**What you will do:**
Quote the listing below in its entirety, omitting every image.
......
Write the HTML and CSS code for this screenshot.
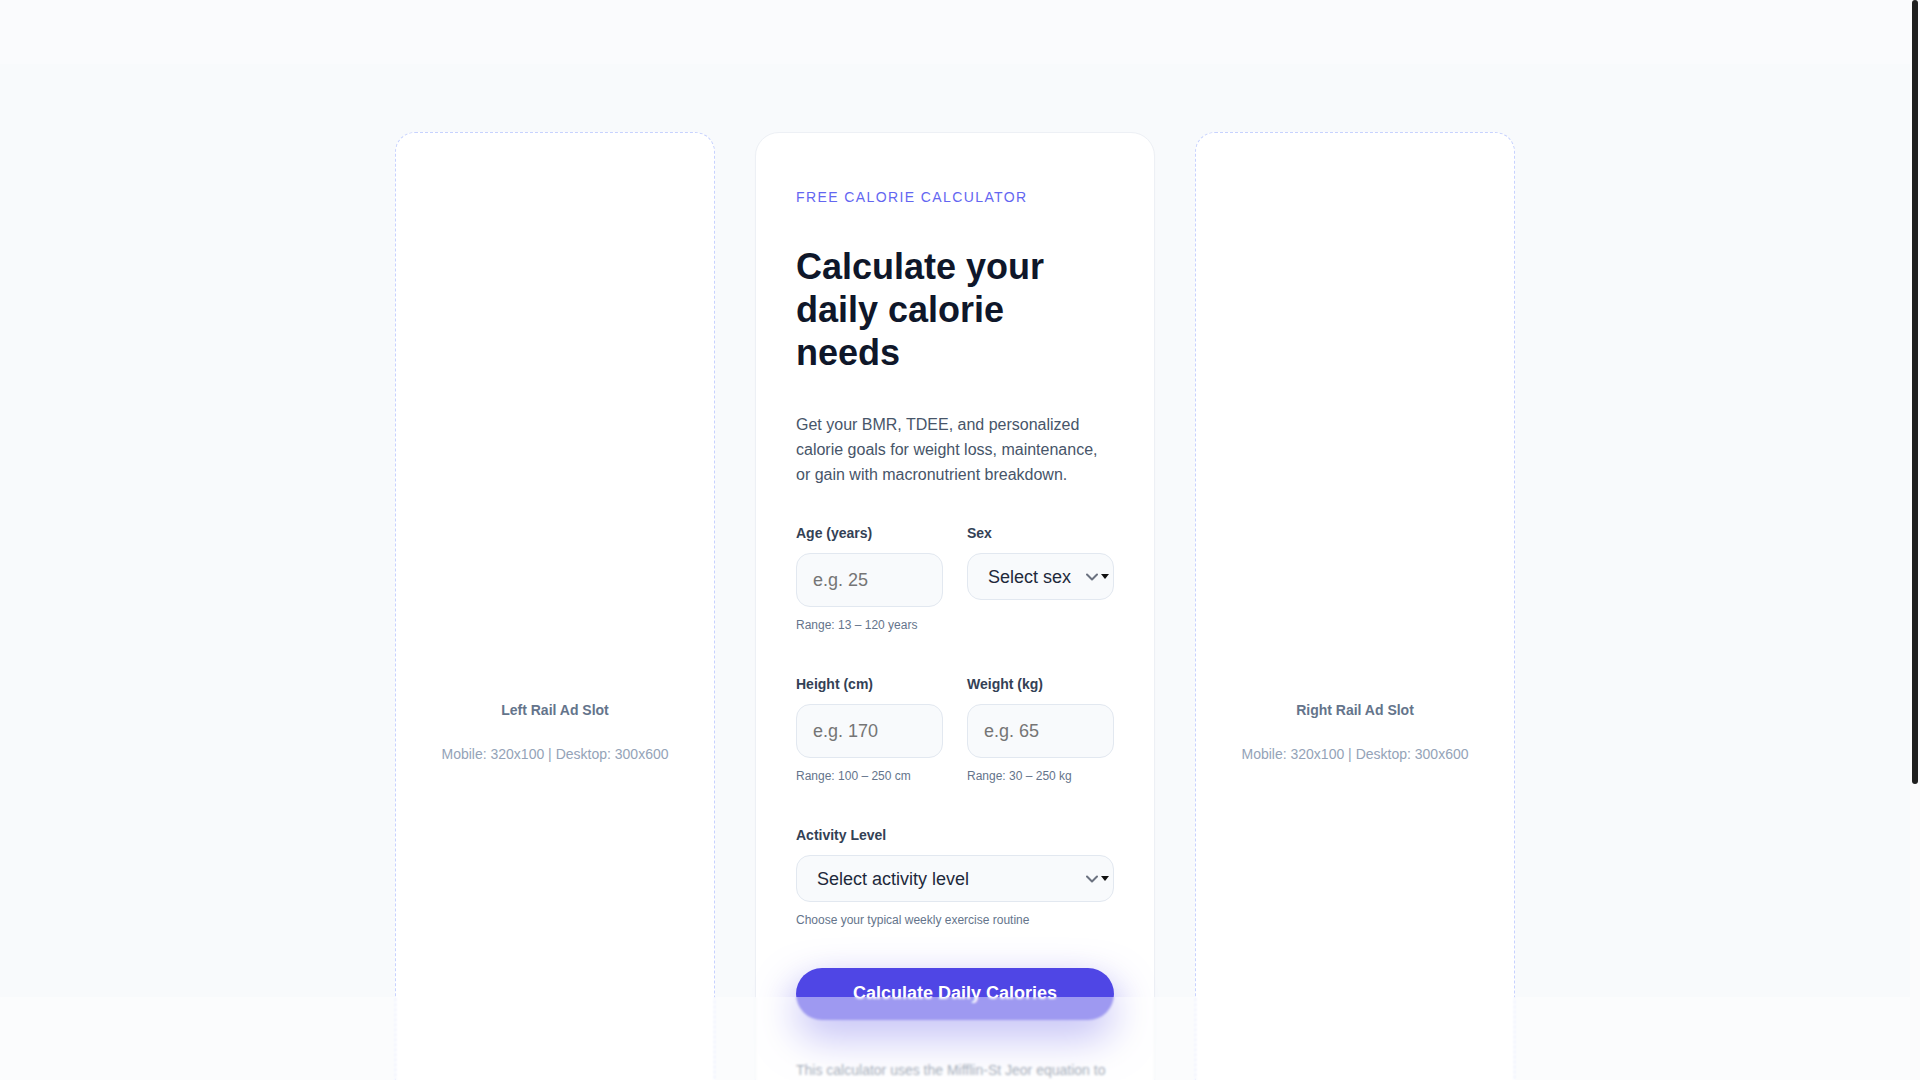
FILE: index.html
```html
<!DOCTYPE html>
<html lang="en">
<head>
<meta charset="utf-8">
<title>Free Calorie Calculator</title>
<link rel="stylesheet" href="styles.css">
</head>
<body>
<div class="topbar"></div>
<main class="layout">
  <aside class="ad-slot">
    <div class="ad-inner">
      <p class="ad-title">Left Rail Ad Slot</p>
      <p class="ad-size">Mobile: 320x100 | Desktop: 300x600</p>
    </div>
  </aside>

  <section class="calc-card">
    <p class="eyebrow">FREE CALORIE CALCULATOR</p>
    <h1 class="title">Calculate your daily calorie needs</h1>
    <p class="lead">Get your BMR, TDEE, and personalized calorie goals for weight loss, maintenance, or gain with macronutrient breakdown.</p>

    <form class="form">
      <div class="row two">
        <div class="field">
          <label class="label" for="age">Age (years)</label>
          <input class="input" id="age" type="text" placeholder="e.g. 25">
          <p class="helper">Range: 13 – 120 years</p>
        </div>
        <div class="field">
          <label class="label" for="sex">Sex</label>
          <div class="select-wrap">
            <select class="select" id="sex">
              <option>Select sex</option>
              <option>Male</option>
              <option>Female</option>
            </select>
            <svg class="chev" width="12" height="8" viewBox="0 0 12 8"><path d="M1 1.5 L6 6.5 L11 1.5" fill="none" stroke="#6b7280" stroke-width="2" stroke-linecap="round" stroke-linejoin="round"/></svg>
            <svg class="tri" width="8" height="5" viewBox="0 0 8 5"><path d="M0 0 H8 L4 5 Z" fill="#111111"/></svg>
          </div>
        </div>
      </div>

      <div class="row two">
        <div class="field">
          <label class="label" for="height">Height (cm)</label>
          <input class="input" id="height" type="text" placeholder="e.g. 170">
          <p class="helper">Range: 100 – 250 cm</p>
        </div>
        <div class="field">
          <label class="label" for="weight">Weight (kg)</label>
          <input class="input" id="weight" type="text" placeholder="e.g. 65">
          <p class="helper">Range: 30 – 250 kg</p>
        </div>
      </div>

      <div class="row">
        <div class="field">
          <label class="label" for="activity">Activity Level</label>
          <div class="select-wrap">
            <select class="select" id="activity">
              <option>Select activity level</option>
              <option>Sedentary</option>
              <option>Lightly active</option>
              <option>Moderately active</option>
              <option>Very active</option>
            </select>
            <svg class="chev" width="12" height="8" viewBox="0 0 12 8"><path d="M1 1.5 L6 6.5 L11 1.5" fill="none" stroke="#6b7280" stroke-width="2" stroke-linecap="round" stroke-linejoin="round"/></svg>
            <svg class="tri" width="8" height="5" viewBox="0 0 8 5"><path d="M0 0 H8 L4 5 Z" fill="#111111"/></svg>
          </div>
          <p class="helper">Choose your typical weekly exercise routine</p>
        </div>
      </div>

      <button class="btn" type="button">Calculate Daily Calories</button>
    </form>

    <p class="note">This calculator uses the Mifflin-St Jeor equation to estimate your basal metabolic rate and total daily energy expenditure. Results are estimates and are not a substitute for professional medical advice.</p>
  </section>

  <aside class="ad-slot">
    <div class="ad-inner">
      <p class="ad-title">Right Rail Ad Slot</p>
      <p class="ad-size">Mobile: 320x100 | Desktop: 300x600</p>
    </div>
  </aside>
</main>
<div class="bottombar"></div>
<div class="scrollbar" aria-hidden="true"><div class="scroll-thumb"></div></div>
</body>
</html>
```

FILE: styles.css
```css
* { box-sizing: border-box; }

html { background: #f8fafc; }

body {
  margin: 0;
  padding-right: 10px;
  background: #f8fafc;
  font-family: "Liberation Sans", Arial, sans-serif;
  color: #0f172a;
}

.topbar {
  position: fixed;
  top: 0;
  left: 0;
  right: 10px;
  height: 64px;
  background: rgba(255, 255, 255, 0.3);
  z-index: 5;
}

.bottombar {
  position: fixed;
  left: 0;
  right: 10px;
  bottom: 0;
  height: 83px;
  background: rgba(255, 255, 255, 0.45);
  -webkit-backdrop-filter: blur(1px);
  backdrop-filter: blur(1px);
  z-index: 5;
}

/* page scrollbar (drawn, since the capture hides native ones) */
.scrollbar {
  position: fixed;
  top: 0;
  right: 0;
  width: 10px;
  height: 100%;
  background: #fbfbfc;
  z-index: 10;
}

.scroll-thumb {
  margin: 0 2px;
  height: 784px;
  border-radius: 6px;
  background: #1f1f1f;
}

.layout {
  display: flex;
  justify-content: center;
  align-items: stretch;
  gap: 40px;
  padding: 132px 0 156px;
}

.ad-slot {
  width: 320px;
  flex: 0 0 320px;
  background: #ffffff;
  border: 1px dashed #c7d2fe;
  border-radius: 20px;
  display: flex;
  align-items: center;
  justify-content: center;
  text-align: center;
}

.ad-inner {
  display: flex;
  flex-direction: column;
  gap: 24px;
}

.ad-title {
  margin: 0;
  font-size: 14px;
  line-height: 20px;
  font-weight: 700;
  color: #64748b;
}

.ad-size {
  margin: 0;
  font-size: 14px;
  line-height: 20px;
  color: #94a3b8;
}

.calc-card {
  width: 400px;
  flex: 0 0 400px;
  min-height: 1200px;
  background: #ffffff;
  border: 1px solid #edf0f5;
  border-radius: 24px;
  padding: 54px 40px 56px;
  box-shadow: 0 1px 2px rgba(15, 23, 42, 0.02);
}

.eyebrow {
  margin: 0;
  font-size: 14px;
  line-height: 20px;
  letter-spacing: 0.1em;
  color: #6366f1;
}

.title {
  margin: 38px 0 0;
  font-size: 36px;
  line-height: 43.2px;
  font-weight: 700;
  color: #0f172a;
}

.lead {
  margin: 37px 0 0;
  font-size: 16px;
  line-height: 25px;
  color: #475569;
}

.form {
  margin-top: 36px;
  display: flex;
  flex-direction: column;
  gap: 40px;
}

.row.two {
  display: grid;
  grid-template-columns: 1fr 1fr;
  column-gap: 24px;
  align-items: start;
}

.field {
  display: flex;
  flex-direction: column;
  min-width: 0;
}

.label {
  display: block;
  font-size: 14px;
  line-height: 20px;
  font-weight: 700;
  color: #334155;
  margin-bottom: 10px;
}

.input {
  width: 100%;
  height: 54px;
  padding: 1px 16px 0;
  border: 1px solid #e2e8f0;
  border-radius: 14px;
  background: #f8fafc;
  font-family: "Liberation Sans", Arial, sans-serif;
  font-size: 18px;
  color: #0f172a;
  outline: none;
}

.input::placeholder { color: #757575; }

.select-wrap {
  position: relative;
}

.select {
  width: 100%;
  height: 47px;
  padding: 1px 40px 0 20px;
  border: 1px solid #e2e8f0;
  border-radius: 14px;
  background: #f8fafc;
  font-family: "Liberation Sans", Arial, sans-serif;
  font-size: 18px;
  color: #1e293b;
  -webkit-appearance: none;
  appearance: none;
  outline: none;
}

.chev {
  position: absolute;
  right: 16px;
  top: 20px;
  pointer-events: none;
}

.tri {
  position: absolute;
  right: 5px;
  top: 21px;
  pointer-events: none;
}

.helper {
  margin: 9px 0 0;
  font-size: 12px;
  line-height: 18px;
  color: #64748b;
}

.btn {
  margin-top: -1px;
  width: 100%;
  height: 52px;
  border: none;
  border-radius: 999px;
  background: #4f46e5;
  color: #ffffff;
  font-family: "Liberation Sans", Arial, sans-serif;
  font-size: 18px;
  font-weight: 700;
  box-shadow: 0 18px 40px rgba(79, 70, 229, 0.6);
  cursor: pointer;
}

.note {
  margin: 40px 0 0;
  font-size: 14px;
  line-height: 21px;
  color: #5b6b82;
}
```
......
**Output for this exercise:**
Write the HTML and CSS code for this screenshot.
FILE: index.html
```html
<!DOCTYPE html>
<html lang="en">
<head>
<meta charset="utf-8">
<title>Free Calorie Calculator</title>
<link rel="stylesheet" href="styles.css">
</head>
<body>
<div class="topbar"></div>
<main class="layout">
  <aside class="ad-slot">
    <div class="ad-inner">
      <p class="ad-title">Left Rail Ad Slot</p>
      <p class="ad-size">Mobile: 320x100 | Desktop: 300x600</p>
    </div>
  </aside>

  <section class="calc-card">
    <p class="eyebrow">FREE CALORIE CALCULATOR</p>
    <h1 class="title">Calculate your daily calorie needs</h1>
    <p class="lead">Get your BMR, TDEE, and personalized calorie goals for weight loss, maintenance, or gain with macronutrient breakdown.</p>

    <form class="form">
      <div class="row two">
        <div class="field">
          <label class="label" for="age">Age (years)</label>
          <input class="input" id="age" type="text" placeholder="e.g. 25">
          <p class="helper">Range: 13 – 120 years</p>
        </div>
        <div class="field">
          <label class="label" for="sex">Sex</label>
          <div class="select-wrap">
            <select class="select" id="sex">
              <option>Select sex</option>
              <option>Male</option>
              <option>Female</option>
            </select>
            <svg class="chev" width="12" height="8" viewBox="0 0 12 8"><path d="M1 1.5 L6 6.5 L11 1.5" fill="none" stroke="#6b7280" stroke-width="2" stroke-linecap="round" stroke-linejoin="round"/></svg>
            <svg class="tri" width="8" height="5" viewBox="0 0 8 5"><path d="M0 0 H8 L4 5 Z" fill="#111111"/></svg>
          </div>
        </div>
      </div>

      <div class="row two">
        <div class="field">
          <label class="label" for="height">Height (cm)</label>
          <input class="input" id="height" type="text" placeholder="e.g. 170">
          <p class="helper">Range: 100 – 250 cm</p>
        </div>
        <div class="field">
          <label class="label" for="weight">Weight (kg)</label>
          <input class="input" id="weight" type="text" placeholder="e.g. 65">
          <p class="helper">Range: 30 – 250 kg</p>
        </div>
      </div>

      <div class="row">
        <div class="field">
          <label class="label" for="activity">Activity Level</label>
          <div class="select-wrap">
            <select class="select" id="activity">
              <option>Select activity level</option>
              <option>Sedentary</option>
              <option>Lightly active</option>
              <option>Moderately active</option>
              <option>Very active</option>
            </select>
            <svg class="chev" width="12" height="8" viewBox="0 0 12 8"><path d="M1 1.5 L6 6.5 L11 1.5" fill="none" stroke="#6b7280" stroke-width="2" stroke-linecap="round" stroke-linejoin="round"/></svg>
            <svg class="tri" width="8" height="5" viewBox="0 0 8 5"><path d="M0 0 H8 L4 5 Z" fill="#111111"/></svg>
          </div>
          <p class="helper">Choose your typical weekly exercise routine</p>
        </div>
      </div>

      <button class="btn" type="button">Calculate Daily Calories</button>
    </form>

    <p class="note">This calculator uses the Mifflin-St Jeor equation to estimate your basal metabolic rate and total daily energy expenditure. Results are estimates and are not a substitute for professional medical advice.</p>
  </section>

  <aside class="ad-slot">
    <div class="ad-inner">
      <p class="ad-title">Right Rail Ad Slot</p>
      <p class="ad-size">Mobile: 320x100 | Desktop: 300x600</p>
    </div>
  </aside>
</main>
<div class="bottombar"></div>
<div class="scrollbar" aria-hidden="true"><div class="scroll-thumb"></div></div>
</body>
</html>
```

FILE: styles.css
```css
* { box-sizing: border-box; }

html { background: #f8fafc; }

body {
  margin: 0;
  padding-right: 10px;
  background: #f8fafc;
  font-family: "Liberation Sans", Arial, sans-serif;
  color: #0f172a;
}

.topbar {
  position: fixed;
  top: 0;
  left: 0;
  right: 10px;
  height: 64px;
  background: rgba(255, 255, 255, 0.3);
  z-index: 5;
}

.bottombar {
  position: fixed;
  left: 0;
  right: 10px;
  bottom: 0;
  height: 83px;
  background: rgba(255, 255, 255, 0.45);
  -webkit-backdrop-filter: blur(1px);
  backdrop-filter: blur(1px);
  z-index: 5;
}

/* page scrollbar (drawn, since the capture hides native ones) */
.scrollbar {
  position: fixed;
  top: 0;
  right: 0;
  width: 10px;
  height: 100%;
  background: #fbfbfc;
  z-index: 10;
}

.scroll-thumb {
  margin: 0 2px;
  height: 784px;
  border-radius: 6px;
  background: #1f1f1f;
}

.layout {
  display: flex;
  justify-content: center;
  align-items: stretch;
  gap: 40px;
  padding: 132px 0 156px;
}

.ad-slot {
  width: 320px;
  flex: 0 0 320px;
  background: #ffffff;
  border: 1px dashed #c7d2fe;
  border-radius: 20px;
  display: flex;
  align-items: center;
  justify-content: center;
  text-align: center;
}

.ad-inner {
  display: flex;
  flex-direction: column;
  gap: 24px;
}

.ad-title {
  margin: 0;
  font-size: 14px;
  line-height: 20px;
  font-weight: 700;
  color: #64748b;
}

.ad-size {
  margin: 0;
  font-size: 14px;
  line-height: 20px;
  color: #94a3b8;
}

.calc-card {
  width: 400px;
  flex: 0 0 400px;
  min-height: 1200px;
  background: #ffffff;
  border: 1px solid #edf0f5;
  border-radius: 24px;
  padding: 54px 40px 56px;
  box-shadow: 0 1px 2px rgba(15, 23, 42, 0.02);
}

.eyebrow {
  margin: 0;
  font-size: 14px;
  line-height: 20px;
  letter-spacing: 0.1em;
  color: #6366f1;
}

.title {
  margin: 38px 0 0;
  font-size: 36px;
  line-height: 43.2px;
  font-weight: 700;
  color: #0f172a;
}

.lead {
  margin: 37px 0 0;
  font-size: 16px;
  line-height: 25px;
  color: #475569;
}

.form {
  margin-top: 36px;
  display: flex;
  flex-direction: column;
  gap: 40px;
}

.row.two {
  display: grid;
  grid-template-columns: 1fr 1fr;
  column-gap: 24px;
  align-items: start;
}

.field {
  display: flex;
  flex-direction: column;
  min-width: 0;
}

.label {
  display: block;
  font-size: 14px;
  line-height: 20px;
  font-weight: 700;
  color: #334155;
  margin-bottom: 10px;
}

.input {
  width: 100%;
  height: 54px;
  padding: 1px 16px 0;
  border: 1px solid #e2e8f0;
  border-radius: 14px;
  background: #f8fafc;
  font-family: "Liberation Sans", Arial, sans-serif;
  font-size: 18px;
  color: #0f172a;
  outline: none;
}

.input::placeholder { color: #757575; }

.select-wrap {
  position: relative;
}

.select {
  width: 100%;
  height: 47px;
  padding: 1px 40px 0 20px;
  border: 1px solid #e2e8f0;
  border-radius: 14px;
  background: #f8fafc;
  font-family: "Liberation Sans", Arial, sans-serif;
  font-size: 18px;
  color: #1e293b;
  -webkit-appearance: none;
  appearance: none;
  outline: none;
}

.chev {
  position: absolute;
  right: 16px;
  top: 20px;
  pointer-events: none;
}

.tri {
  position: absolute;
  right: 5px;
  top: 21px;
  pointer-events: none;
}

.helper {
  margin: 9px 0 0;
  font-size: 12px;
  line-height: 18px;
  color: #64748b;
}

.btn {
  margin-top: -1px;
  width: 100%;
  height: 52px;
  border: none;
  border-radius: 999px;
  background: #4f46e5;
  color: #ffffff;
  font-family: "Liberation Sans", Arial, sans-serif;
  font-size: 18px;
  font-weight: 700;
  box-shadow: 0 18px 40px rgba(79, 70, 229, 0.6);
  cursor: pointer;
}

.note {
  margin: 40px 0 0;
  font-size: 14px;
  line-height: 21px;
  color: #5b6b82;
}
```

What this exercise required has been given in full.